Spatially distributed modeling of rainfall-induced landslides in shallow layered slopes

The zoning of landslide susceptibility on layered landscapes is a key challenge for regional hazard analyses. From a modeling standpoint, the combination of transient infiltration and vertical heterogeneity can lead to hydro-mechanical processes that are difficult to incorporate in spatially distributed frameworks. In this work, a physically based model for the efficient generation of regional landslide susceptibility maps in layered landscapes is presented. The formulation involves the discretization of a digital terrain into slope units, thus enabling the incorporation of georeferenced datasets to define the input variables. Model computations rely on a vectorized finite element (FE) solver that performs simulations of vertical unsaturated flow and slope stability analyses. The framework allows the use of different meshes across the region to efficiently allocate the computational cost associated with layers of variable thickness and/or complex stratigraphy. The model is used to analyze a series of documented shallow landslides that occurred in a region covered by stratified volcanic deposits.

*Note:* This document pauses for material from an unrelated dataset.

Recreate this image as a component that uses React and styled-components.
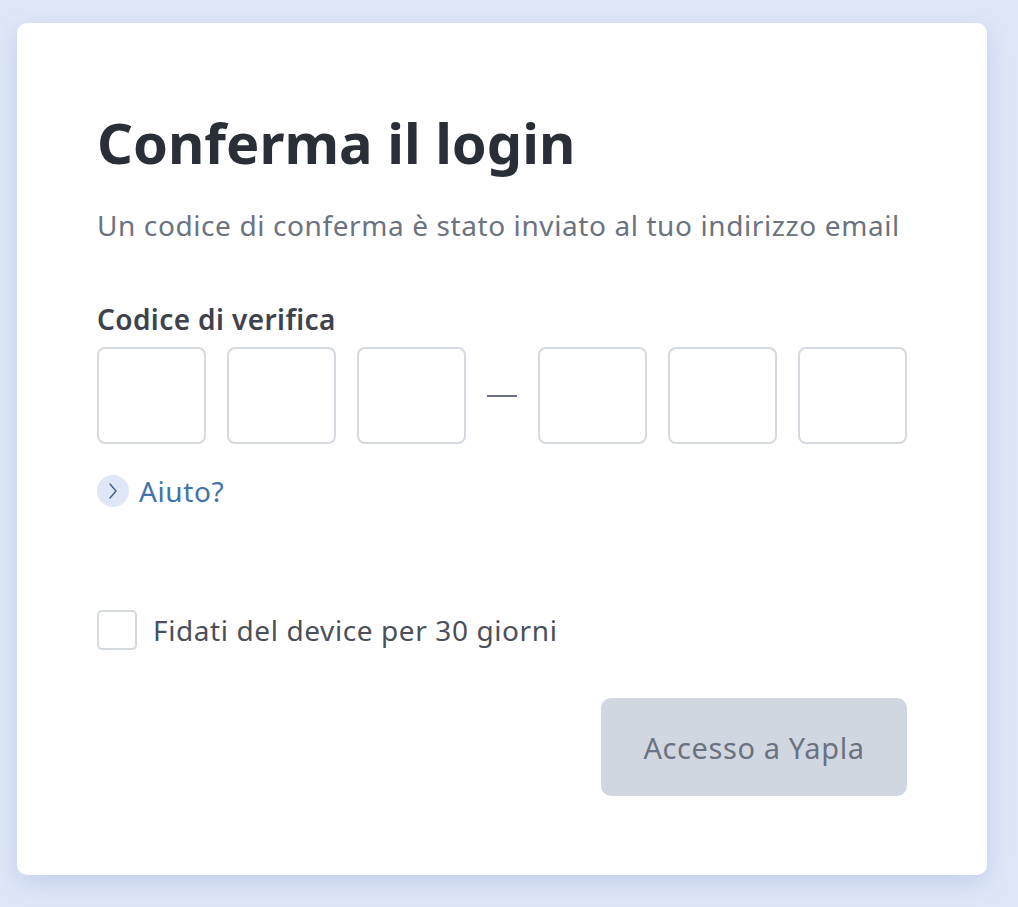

In addition to the simulation of layered profiles constrained by field and laboratory data, two simplified scenarios are considered in which homogeneous slopes with different values of hydraulic conductivity K _s are used. It is shown that, while the homogeneous models may have an acceptable spatial performance in some sectors of the landscape, the use of homogenized values of K _s leads to inconsistent temporal sequences of landslide triggering, as well as to failure depths always located at the base of the slope. By contrast, the use of stratified profiles leads to an improved spatiotemporal performance over the whole region, as well as to computed failure depths that are consistent with landslide inventories. The proposed methodology provides a useful tool for landslide hazard studies in that it not only addresses the computational challenges associated with multiple slope stability analyses, but it also enables the incorporation of system properties that are often neglected in spatially distributed modeling frameworks.